**TASK PROMPT:** Take each line containing "index" and report it exactly as written.

═══ DATA PROVIDED ═══

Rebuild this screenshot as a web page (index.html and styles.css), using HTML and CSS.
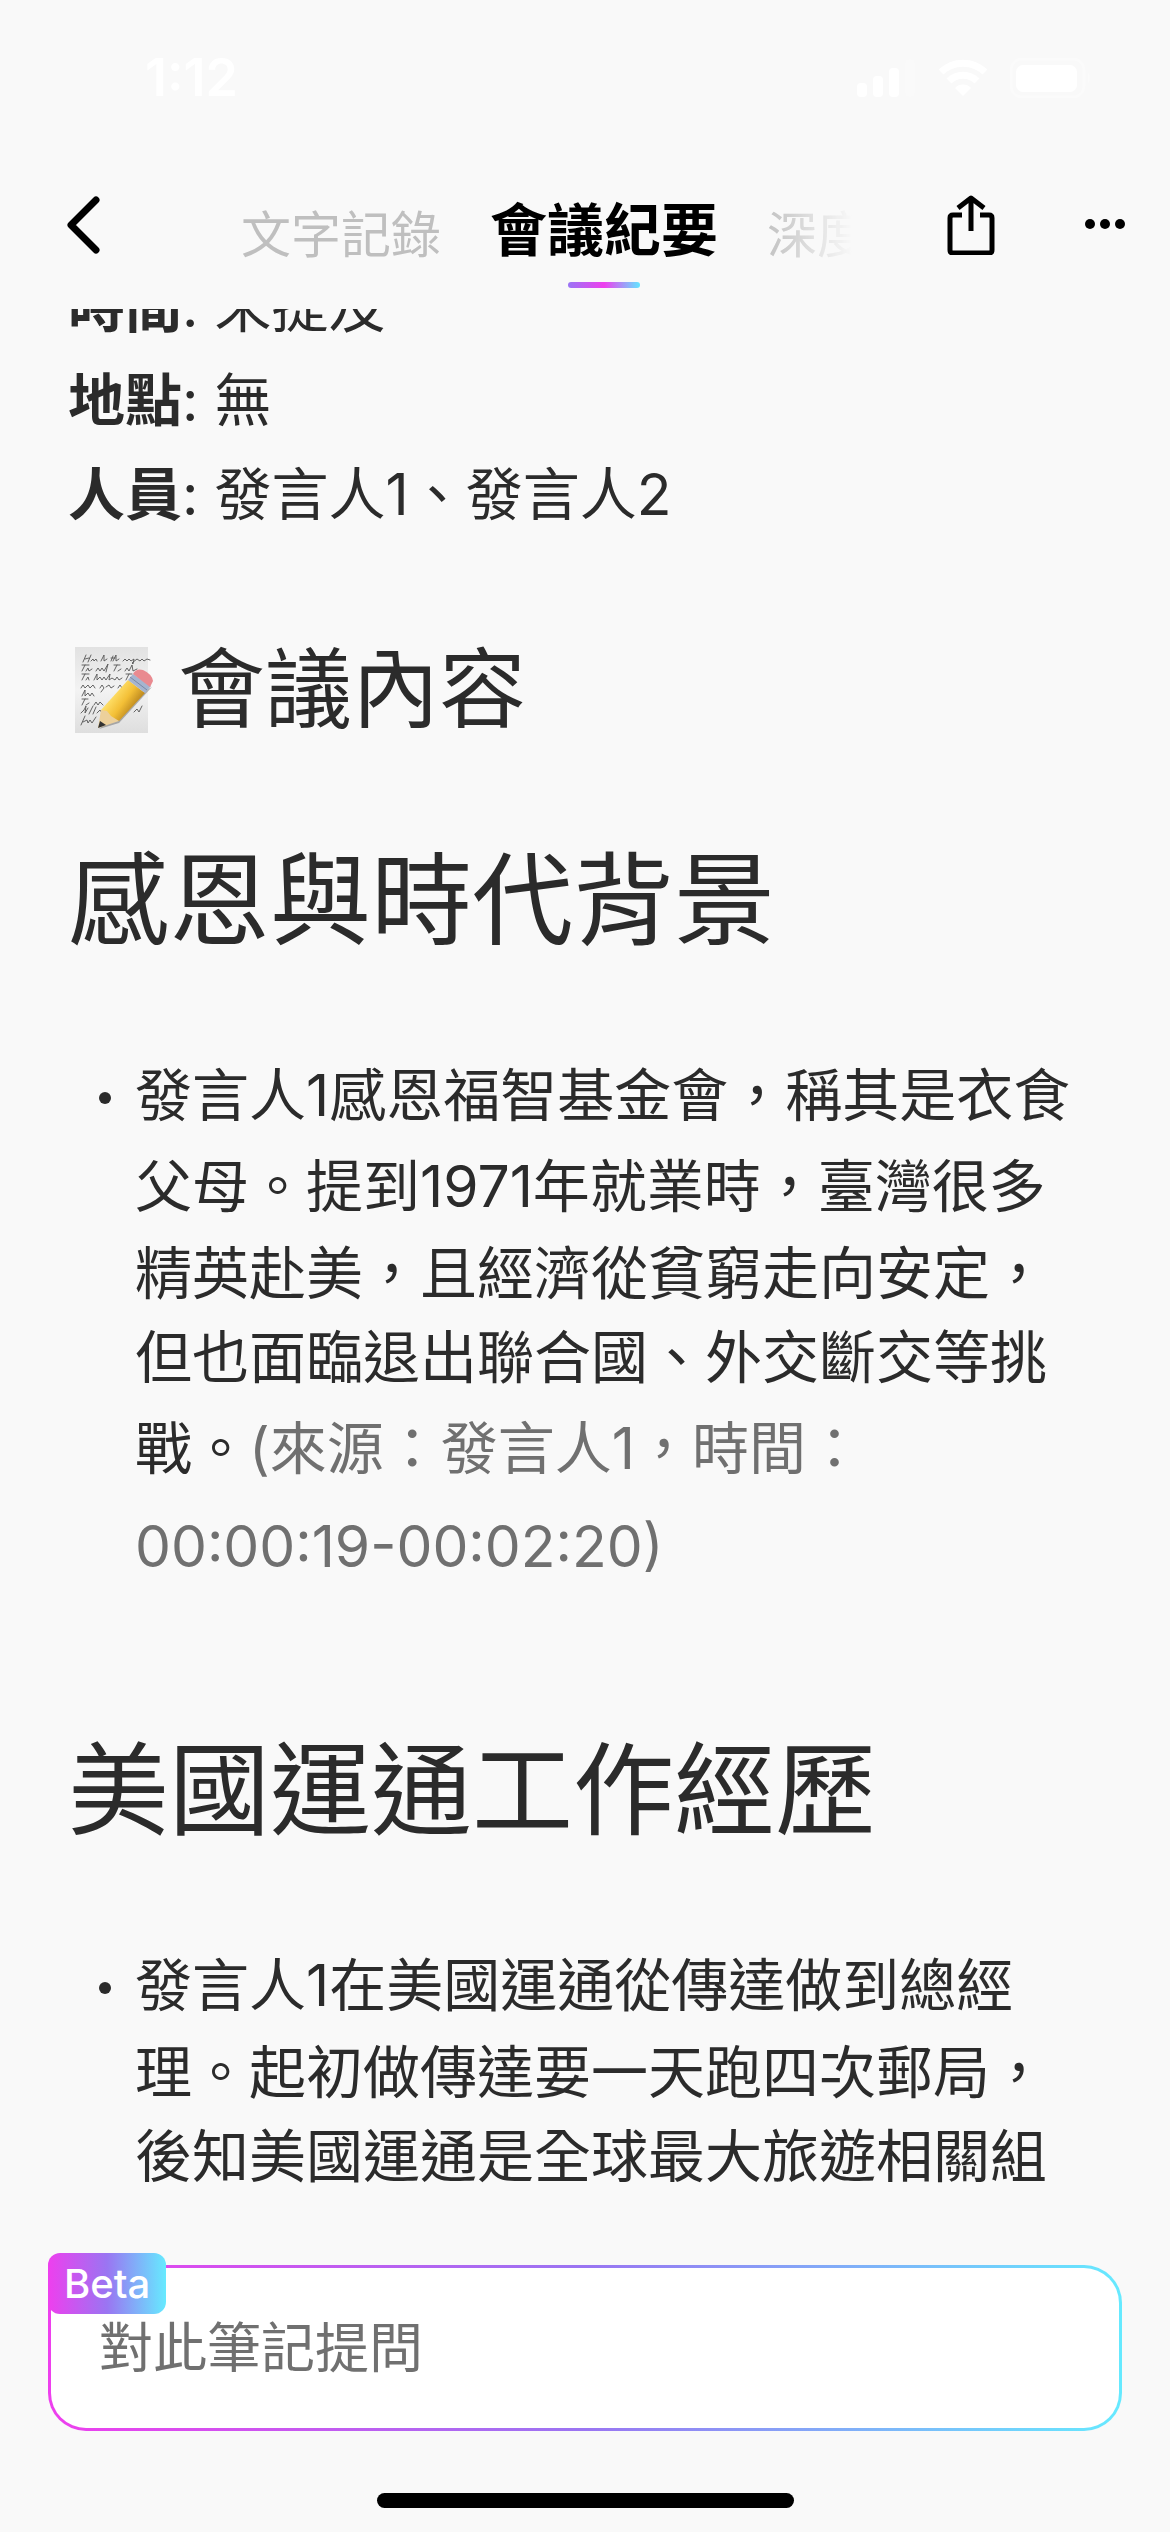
FILE: index.html
```html
<!DOCTYPE html>
<html lang="zh-Hant">
<head>
    <meta charset="UTF-8">
    <meta name="viewport" content="width=device-width, initial-scale=1.0">
    <title>會議紀要</title>
    <link rel="stylesheet" href="styles.css">
</head>
<body>
    <div class="status-bar">
        <span class="status-time">1:12</span>
        <div class="status-icons">
            <svg width="60" height="38" viewBox="0 0 60 38" fill="#fff">
                <rect x="1" y="24" width="10" height="14" rx="4"/>
                <rect x="17" y="17" width="10" height="21" rx="4"/>
                <rect x="33" y="9" width="10" height="29" rx="4"/>
                <rect x="49" y="0" width="10" height="38" rx="4" opacity="0.15"/>
            </svg>
            <svg width="50" height="38" viewBox="0 0 50 38" fill="none" stroke="#fff" stroke-width="7">
                <path d="M3 13a32 32 0 0 1 44 0"/>
                <path d="M11 22a20 20 0 0 1 28 0"/>
                <path d="M25 37l-8-8a11 11 0 0 1 16 0z" fill="#fff" stroke="none"/>
            </svg>
            <svg width="80" height="40" viewBox="0 0 80 40" fill="#fff">
                <rect x="1" y="1" width="73" height="38" rx="11" fill="none" stroke="#fff" stroke-width="3" opacity="0.3"/>
                <rect x="6" y="7" width="61" height="27" rx="7"/>
                <path d="M78 14q4 6 0 12z" opacity="0.3"/>
            </svg>
        </div>
    </div>

    <header class="nav">
        <button class="icon-btn" type="button" aria-label="返回">
            <svg width="33" height="58" viewBox="0 0 33 58" fill="none" stroke="#000" stroke-width="7" stroke-linecap="round" stroke-linejoin="round">
                <path d="M29 4L4 29l25 25"/>
            </svg>
        </button>
        <nav class="tabs">
            <a href="#transcript" class="tab">文字記錄</a>
            <a href="#minutes" class="tab active">會議紀要</a>
            <a href="#depth" class="tab">深度</a>
        </nav>
        <div class="actions">
            <button class="icon-btn" type="button" aria-label="分享">
                <svg width="48" height="60" viewBox="0 0 48 60" fill="none" stroke="#000" stroke-width="5">
                    <path d="M15 20H6q-3 0-3 3v32q0 3 3 3h36q3 0 3-3V23q0-3-3-3h-9"/>
                    <path d="M24 36V4M11 13L24 3l13 10" stroke-linejoin="round"/>
                </svg>
            </button>
            <button class="icon-btn" type="button" aria-label="更多">
                <svg width="40" height="12" viewBox="0 0 40 12">
                    <circle cx="5" cy="5" r="5"/>
                    <circle cx="20" cy="5" r="5"/>
                    <circle cx="35" cy="5" r="5"/>
                </svg>
            </button>
        </div>
    </header>

    <main class="content" id="minutes">
        <div class="note">
            <div class="meta">
                <p><strong>時間</strong>: 未提及</p>
                <p><strong>地點</strong>: 無</p>
                <p><strong>人員</strong>: 發言人1、發言人2</p>
            </div>

            <h2 class="note-title">
                <svg class="memo" width="88" height="90" viewBox="0 0 88 90">
                    <defs>
                        <linearGradient id="paper" x1="0" y1="0" x2="0" y2="1">
                            <stop offset="0" stop-color="#e2e2e2"/>
                            <stop offset="0.5" stop-color="#f3f3f3"/>
                            <stop offset="1" stop-color="#dedede"/>
                        </linearGradient>
                        <linearGradient id="wood" gradientUnits="userSpaceOnUse" x1="44" y1="50" x2="66" y2="66">
                            <stop offset="0" stop-color="#ffe06a"/>
                            <stop offset="0.5" stop-color="#f3bf36"/>
                            <stop offset="1" stop-color="#b5811c"/>
                        </linearGradient>
                    </defs>
                    <rect x="7" y="2" width="73" height="86" fill="url(#paper)"/>
                    <g fill="none" stroke="#555" stroke-width="0.9" stroke-linecap="round" stroke-linejoin="round">
                        <path d="M15 17l3-7m-1 4l4-1m-1 4l3-7m0 6l2-2 1 2 2-2 1 2m4 0l3-6 0 6 3-2m4 2l2-5m-2 2h4m-2 3l3-6 0 6 3-2m4 2l2-2 2 2 2-2 2 2 3-2-1 5-1-1 5-4 3 2 2-2 2 2 3-2 3 1"/>
                        <path d="M14 26l3-6m-3 0h7m-3 6l2-3 1 3 3-2m4 2l2-3 2 3 2-3 2 3 4-7-2 8m8-1l3-6m-3 0h6m-2 6l3-2m4 2l2-3 2 3 3-6 1 6 4-2"/>
                        <path d="M14 35l3-6m-3 0h7m-3 6l2-3 1 3m5 0l3-6 0 6 3-3 2 3 2-3 2 3 4-6-1 6 3-2 3 2 2-3 2 3 3-2m4 2l3-6m-3 0h6"/>
                        <path d="M13 43l2-3 2 3 3-3 2 3 3-3 2 3m5 0l2-3 2 3-3 4m5-5l3-2 2 3 3-2m4 2l2-3 2 3m4 0l3-6"/>
                        <path d="M14 51l3-6 0 6 3-3 2 3 2-3 2 3"/>
                        <path d="M14 60l3-6m-3 0h6m-2 6l3-2m5 2l2-3 2 3 2-3 3 3m4 0l2-3"/>
                        <path d="M13 68l3-3 2-4-1 7 3-5m1 6l4-8m0 8l3-7m1 6l3-3 2 3 4-6"/>
                        <path d="M66 67l3-3 2 3 3-6"/>
                        <path d="M13 80l4-9m-2 6l4-2 1 3 2-3 2 3 4-6"/>
                    </g>
                    <path d="M31 84l20-6 33-36-6 3z" fill="#333" opacity="0.35"/>
                    <path d="M33 65l27-30 17 13-26 28-10-3z" fill="url(#wood)"/>
                    <path d="M33 65l6 1 4 5 8 5-21 7z" fill="#ecd09b"/>
                    <path d="M30 83l2-7 6 4z" fill="#333"/>
                    <path d="M60 35l5-6 18 12-6 7z" fill="#a5b4cf"/>
                    <path d="M62 32l17 13" stroke="#7888a6" fill="none"/>
                    <path d="M65 29q3-6 10-4 9 4 10 11l-3 6z" fill="#e98a90"/>
                </svg>
                <span>會議內容</span>
            </h2>

            <section class="topic">
                <h3>感恩與時代背景</h3>
                <ul>
                    <li>
                        <p>發言人<span class="num">1</span>感恩福智基金會，稱其是衣食父母。提到<span class="num">1971</span>年就業時，臺灣很多精英赴美，且經濟從貧窮走向安定，但也面臨退出聯合國、外交斷交等挑戰。<span class="source">(來源：發言人1，時間：00:00:19-00:02:20)</span></p>
                    </li>
                </ul>
            </section>

            <section class="topic">
                <h3>美國運通工作經歷</h3>
                <ul>
                    <li>
                        <p>發言人<span class="num">1</span>在美國運通從傳達做到總經理。起初做傳達要一天跑四次郵局，後知美國運通是全球最大旅遊相關組</p>
                    </li>
                </ul>
            </section>
        </div>
    </main>

    <footer class="footer">
        <div class="ask-box">
            <label class="beta" for="ask">Beta</label>
            <input id="ask" type="text" placeholder="對此筆記提問">
        </div>
        <div class="home-indicator"></div>
    </footer>
</body>
</html>
```

FILE: styles.css
```css
* {
    margin: 0;
    padding: 0;
    box-sizing: border-box;
}

body {
    display: flex;
    flex-direction: column;
    height: 100vh;
    overflow: hidden;
    font-family: Inter, 'Noto Sans CJK TC', sans-serif;
    font-size: 57px;
    background: #f9f9f9;
    color: #2b2b2b;
}

svg {
    display: block;
    flex-shrink: 0;
}

/* status bar */
.status-bar {
    display: flex;
    align-items: center;
    justify-content: space-between;
    height: 141px;
    padding: 14px 80px 0 145px;
    flex-shrink: 0;
}

.status-time {
    font-size: 52px;
    font-weight: 600;
    color: #fff;
}

.status-icons {
    display: flex;
    align-items: center;
    gap: 22px;
}

/* navigation */
.nav {
    display: flex;
    align-items: center;
    height: 168px;
    padding: 0 45px 0 67px;
    flex-shrink: 0;
}

.icon-btn {
    border: none;
    background: none;
    cursor: pointer;
}

.tabs {
    display: flex;
    align-items: center;
    flex: 1;
    gap: 49px;
    height: 100%;
    margin: 0 95px 0 141px;
    padding-top: 12px;
    overflow: hidden;
    -webkit-mask-image: linear-gradient(to right, #000 calc(100% - 90px), transparent);
    mask-image: linear-gradient(to right, #000 calc(100% - 90px), transparent);
}

.tab {
    flex-shrink: 0;
    font-size: 50px;
    color: #bfbfbf;
    text-decoration: none;
    white-space: nowrap;
}

.tab.active {
    position: relative;
    font-size: 57px;
    line-height: 114px;
    font-weight: bold;
    color: #000;
}

.tab.active::after {
    content: '';
    position: absolute;
    bottom: 0;
    left: 50%;
    width: 72px;
    height: 6px;
    margin-left: -36px;
    border-radius: 3px;
    background: linear-gradient(to right, #9a75f5, #ee3fee 50%, #62e6ff);
}

.actions {
    display: flex;
    align-items: center;
    gap: 90px;
}

/* note, scrolled part way down */
.content {
    flex: 1;
    min-height: 0;
    padding: 0 68px;
    overflow: hidden;
}

.note {
    margin-top: -49px;
}

.meta {
    line-height: 94px;
}

.note-title {
    display: flex;
    align-items: center;
    gap: 22px;
    margin-top: 88px;
    font-size: 87px;
    font-weight: normal;
    line-height: 120px;
}

.topic {
    margin-top: 80px;
}

.topic + .topic {
    margin-top: 124px;
}

.topic h3 {
    font-size: 101px;
    font-weight: normal;
    line-height: 140px;
}

.topic ul {
    margin-top: 80px;
    list-style: none;
}

.topic li {
    display: flex;
    gap: 24px;
    padding-left: 31px;
    line-height: 84px;
}

.topic li::before {
    content: '';
    flex: none;
    width: 12px;
    height: 12px;
    margin-top: 42px;
    border-radius: 50%;
    background: #2b2b2b;
}

.num {
    line-height: 91px;
}

.source {
    line-height: 98px;
    color: #707070;
}

/* question box */
.footer {
    padding: 60px 48px 24px;
    flex-shrink: 0;
}

.ask-box {
    position: relative;
    border: 3px solid transparent;
    border-radius: 38px;
    background: linear-gradient(#fff, #fff) padding-box,
        linear-gradient(to right, #ee3fee, #9a75f2 50%, #66eaff) border-box;
}

.ask-box input {
    display: block;
    width: 100%;
    height: 160px;
    padding: 0 48px;
    border: none;
    outline: none;
    background: none;
    font-family: inherit;
    font-size: 54px;
    color: #2b2b2b;
}

.ask-box input::placeholder {
    color: #707070;
    opacity: 1;
}

.beta {
    position: absolute;
    top: -15px;
    left: -3px;
    padding: 0 16px;
    border-radius: 12px;
    font-size: 40px;
    font-weight: 500;
    line-height: 61px;
    color: #fff;
    background: linear-gradient(to right, #ee3fee, #9a75f2 50%, #66eaff);
}

.home-indicator {
    width: 417px;
    height: 15px;
    margin: 62px auto 0;
    border-radius: 8px;
    background: #000;
}
```
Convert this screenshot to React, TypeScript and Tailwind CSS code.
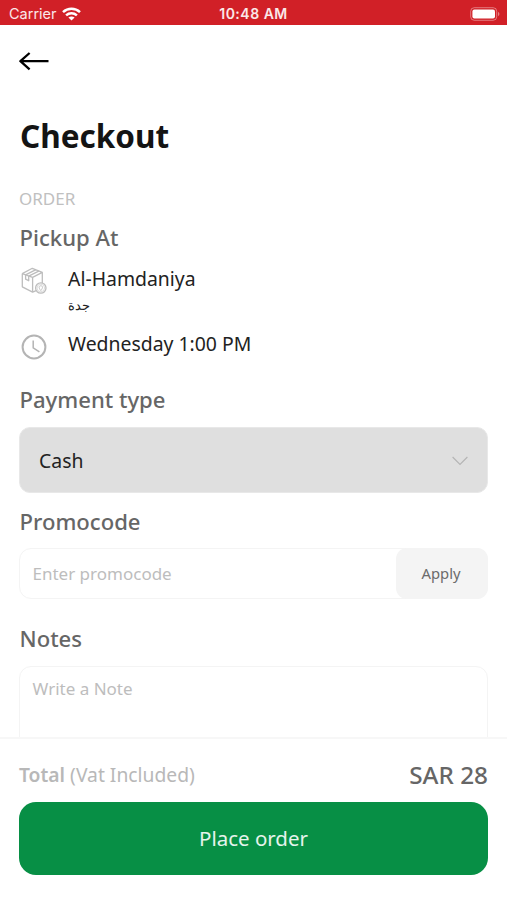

═══

**THE REPLY:**
Rebuild this screenshot as a web page (index.html and styles.css), using HTML and CSS.
FILE: index.html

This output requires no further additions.